• Short task:
For every line in the data below that contains "components", copy the line.
[start Given data]
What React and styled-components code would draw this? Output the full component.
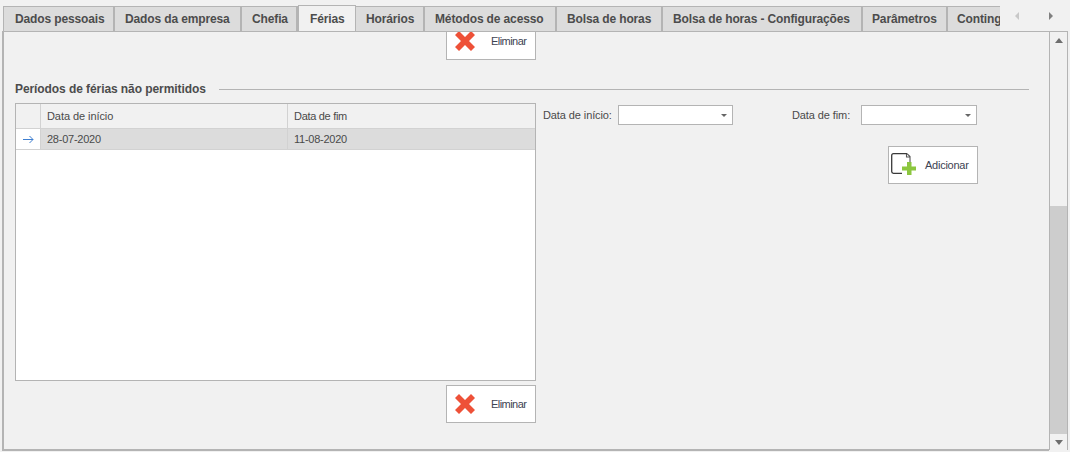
import React from "react";
import styled, { createGlobalStyle } from "styled-components";

const Global = createGlobalStyle`
  html, body { margin: 0; padding: 0; background: #f1f1f1; }
  body { font-family: "Liberation Sans", Arial, sans-serif; color: #4a4a4a; }
  * { box-sizing: border-box; }
`;

const Frame = styled.div`
  width: 1070px;
  height: 452px;
  overflow: hidden;
  background: #f1f1f1;
  display: flex;
  flex-direction: column;
`;

const TabBar = styled.div`
  height: 32px;
  padding: 5px 0 0 3px;
  display: flex;
  align-items: flex-end;
`;

const TabStrip = styled.div`
  width: 997px;
  overflow: hidden;
  display: flex;
  align-items: flex-end;
  flex: none;
`;

const Tab = styled.div`
  flex: none;
  width: ${p => p.$w}px;
  height: ${p => (p.$active ? 27 : 26)}px;
  background: ${p => (p.$active ? "#f1f1f1" : "#dcdcdc")};
  border: 1px solid #b4b4b4;
  border-left-width: ${p => (p.$first || p.$active ? 1 : 0)}px;
  border-bottom: ${p => (p.$active ? "none" : "1px solid #b4b4b4")};
  border-right-width: ${p => (p.$last ? 0 : p.$active ? 1 : 2)}px;
  padding: ${p => (p.$active ? 6 : 5)}px 0 0 ${p => p.$pad}px;
  font-size: 12px;
  font-weight: 700;
  line-height: 15px;
  letter-spacing: -0.13px;
  white-space: nowrap;
  overflow: hidden;
  color: #4c4c4c;
`;

const TabArrows = styled.div`
  display: flex;
  align-items: center;
  height: 25px;
  padding: 0 0 7px 13px;
  gap: 26px;
`;

const Panel = styled.div`
  flex: none;
  width: 1066px;
  height: 420px;
  margin-left: 2px;
  margin-top: -1px;
  border-top: 1px solid #b4b4b4;
  border-left: 2px solid #b4b4b4;
  display: flex;
`;

const Content = styled.div`
  flex: 1;
  padding-left: 11px;
  overflow: hidden;
  height: 419px;
  border-bottom: 2px solid #b4b4b4;
`;

const TopActions = styled.div`
  width: 521px;
  display: flex;
  justify-content: flex-end;
`;

const ActionButton = styled.div`
  width: 90px;
  height: ${p => (p.$clipped ? 28 : 38)}px;
  background: #fff;
  border: 1px solid #b4b4b4;
  border-top-width: ${p => (p.$clipped ? 0 : 1)}px;
  display: flex;
  align-items: center;
  overflow: hidden;
  font-size: 11px;
  letter-spacing: ${p => p.$ls}px;
  color: #3d4352;
  flex: none;
`;

const RemoveIcon = styled.svg`
  width: 22px;
  height: 22px;
  margin: ${p => (p.$clipped ? "-9px 15px 0 7px" : "0 15px 0 7px")};
  flex: none;
`;

const ActionLabel = styled.span`
  margin-top: ${p => (p.$clipped ? -9 : 0)}px;
`;

const SectionHead = styled.div`
  margin-top: 21px;
  height: 15px;
  width: 1014px;
  display: flex;
  align-items: center;
  gap: 13px;
`;

const SectionTitle = styled.h2`
  margin: 0;
  font-size: 12px;
  font-weight: 700;
  letter-spacing: -0.08px;
  color: #4c4c4c;
  white-space: nowrap;
`;

const Rule = styled.div`
  flex: 1;
  height: 1px;
  margin-top: 1px;
  background: #b4b4b4;
`;

const Body = styled.div`
  margin-top: 7px;
  display: flex;
`;

const LeftColumn = styled.div`
  width: 521px;
  flex: none;
  display: flex;
  flex-direction: column;
  align-items: flex-end;
  gap: 4px;
`;

const Grid = styled.div`
  width: 521px;
  height: 278px;
  background: #fff;
  border: 1px solid #b4b4b4;
`;

const GridRow = styled.div`
  display: grid;
  grid-template-columns: 25px 247px 1fr;
  height: ${p => (p.$head ? 25 : 21)}px;
  background: ${p => (p.$head ? "#f1f1f1" : "#fff")};
  border-bottom: 1px solid #d2d2d2;
`;

const Cell = styled.div`
  display: flex;
  align-items: center;
  padding-left: 6px;
  font-size: 11px;
  color: #4a4a4a;
  letter-spacing: ${p => p.$ls ?? -0.07}px;
  background: ${p => (p.$selected ? "#dcdcdc" : "transparent")};
  border-right: ${p => (p.$end ? "none" : "1px solid #d2d2d2")};
`;

const Indicator = styled.div`
  display: flex;
  align-items: center;
  justify-content: center;
  border-right: 1px solid #d2d2d2;
`;

const RightColumn = styled.div`
  flex: 1;
  padding: 2px 0 0 7px;
`;

const FieldRow = styled.div`
  display: flex;
  align-items: center;
  height: 20px;
`;

const FieldLabel = styled.label`
  width: ${p => p.$w}px;
  margin-left: ${p => p.$ml ?? 0}px;
  font-size: 11px;
  letter-spacing: -0.1px;
  color: #4a4a4a;
  flex: none;
  white-space: nowrap;
`;

const DateField = styled.div`
  width: ${p => p.$w}px;
  height: 20px;
  background: #fff;
  border: 1px solid #b4b4b4;
  display: flex;
  align-items: center;
  justify-content: flex-end;
  padding-right: 5px;
  flex: none;
`;

const Caret = styled.span`
  width: 0;
  height: 0;
  margin-top: 1px;
  border-left: 3px solid transparent;
  border-right: 3px solid transparent;
  border-top: 3px solid #666;
`;

const AddRow = styled.div`
  margin-top: 21px;
  padding-left: 345px;
`;

const AddIcon = styled.svg`
  width: 28px;
  height: 28px;
  margin: 0 6px 0 2px;
  flex: none;
`;

const ScrollBar = styled.div`
  width: 19px;
  height: 418px;
  flex: none;
  border-left: 1px solid #b4b4b4;
  border-right: 1px solid #b4b4b4;
  background: #f1f1f1;
  display: flex;
  flex-direction: column;
`;

const ScrollButton = styled.div`
  height: 16px;
  flex: none;
  display: flex;
  align-items: center;
  justify-content: center;
`;

const ScrollTrack = styled.div`
  flex: 1;
  display: flex;
  flex-direction: column;
  justify-content: flex-end;
`;

const ScrollThumb = styled.div`
  height: 228px;
  background: #cdcdcd;
`;

const Triangle = ({ dir, color }) => {
  const pts = { up: "0,7 4,2 8,7", down: "0,2 8,2 4,7", left: "6,0 6,8 2,4", right: "2,0 2,8 6,4" }[dir];
  return (
    <svg width="8" height="8" viewBox="0 0 8 8">
      <polygon points={pts} fill={color} />
    </svg>
  );
};

const Remove = ({ clipped }) => (
  <ActionButton $clipped={clipped} $ls={-0.55}>
    <RemoveIcon $clipped={clipped} viewBox="0 0 22 22">
      <path d="M1 5 5 1 11 7 17 1 21 5 15 11 21 17 17 21 11 15 5 21 1 17 7 11Z" fill="#ee5138" />
    </RemoveIcon>
    <ActionLabel $clipped={clipped}>Eliminar</ActionLabel>
  </ActionButton>
);

const tabs = [
  ["Dados pessoais", 112, 11], ["Dados da empresa", 127, 10], ["Chefia", 56, 10], ["Férias", 58, 11],
  ["Horários", 69, 10], ["Métodos de acesso", 132, 10], ["Bolsa de horas", 106, 10],
  ["Bolsa de horas - Configurações", 200, 10], ["Parâmetros", 85, 9], ["Contingências", 60, 9],
];

export default function App() {
  return (
    <Frame>
      <Global />
      <TabBar>
        <TabStrip>
          {tabs.map(([label, w, pad], i) => (
            <Tab key={label} $w={w} $pad={pad} $first={i === 0} $active={label === "Férias"} $last={i === tabs.length - 1}>
              {label}
            </Tab>
          ))}
        </TabStrip>
        <TabArrows>
          <Triangle dir="left" color="#c8c8c8" />
          <Triangle dir="right" color="#808080" />
        </TabArrows>
      </TabBar>
      <Panel>
        <Content>
          <TopActions>
            <Remove clipped />
          </TopActions>
          <SectionHead>
            <SectionTitle>Períodos de férias não permitidos</SectionTitle>
            <Rule />
          </SectionHead>
          <Body>
            <LeftColumn>
              <Grid>
                <GridRow $head>
                  <Indicator />
                  <Cell>Data de início</Cell>
                  <Cell $end $ls={-0.3}>Data de fim</Cell>
                </GridRow>
                <GridRow>
                  <Indicator>
                    <svg width="11" height="9" viewBox="0 0 11 9">
                      <path d="M0 4.5H10M6.5 1 10 4.5 6.5 8" fill="none" stroke="#3f7fd0" strokeWidth="1" />
                    </svg>
                  </Indicator>
                  <Cell $selected $ls={-0.25}>28-07-2020</Cell>
                  <Cell $selected $end $ls={-0.25}>11-08-2020</Cell>
                </GridRow>
              </Grid>
              <Remove />
            </LeftColumn>
            <RightColumn>
              <FieldRow>
                <FieldLabel $w={75}>Data de início:</FieldLabel>
                <DateField $w={115}><Caret /></DateField>
                <FieldLabel $w={69} $ml={59}>Data de fim:</FieldLabel>
                <DateField $w={116}><Caret /></DateField>
              </FieldRow>
              <AddRow>
                <ActionButton $ls={-0.25}>
                  <AddIcon viewBox="0 0 28 28">
                    <path d="M16 2.7H2.5Q0.7 2.7 0.7 4.5V20.5Q0.7 22.3 2.5 22.3H11" fill="none" stroke="#3a3a3a" strokeWidth="1.3" />
                    <path d="M16 2.7 19 5.5V11M15.5 3V6H19" fill="none" stroke="#555" strokeWidth="1.1" />
                    <path d="M16 11H20.5V15.5H25V19.5H20.5V24H16V19.5H11V15.5H16Z" fill="#8cc63f" />
                  </AddIcon>
                  Adicionar
                </ActionButton>
              </AddRow>
            </RightColumn>
          </Body>
        </Content>
        <ScrollBar>
          <ScrollButton><Triangle dir="up" color="#6e6e6e" /></ScrollButton>
          <ScrollTrack><ScrollThumb /></ScrollTrack>
          <ScrollButton><Triangle dir="down" color="#6e6e6e" /></ScrollButton>
        </ScrollBar>
      </Panel>
    </Frame>
  );
}
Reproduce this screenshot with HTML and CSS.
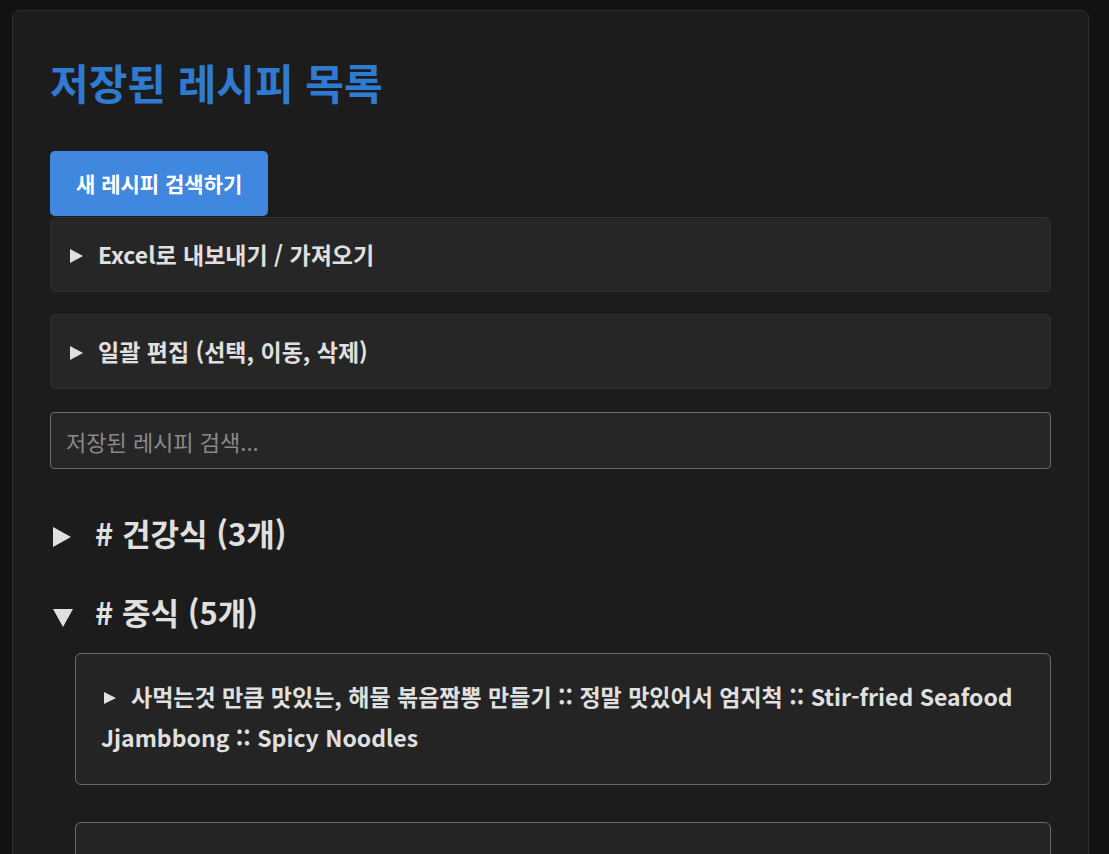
[end Given data]
• Solution to the problem:
What React and styled-components code would draw this? Output the full component.
import styled, { createGlobalStyle } from "styled-components";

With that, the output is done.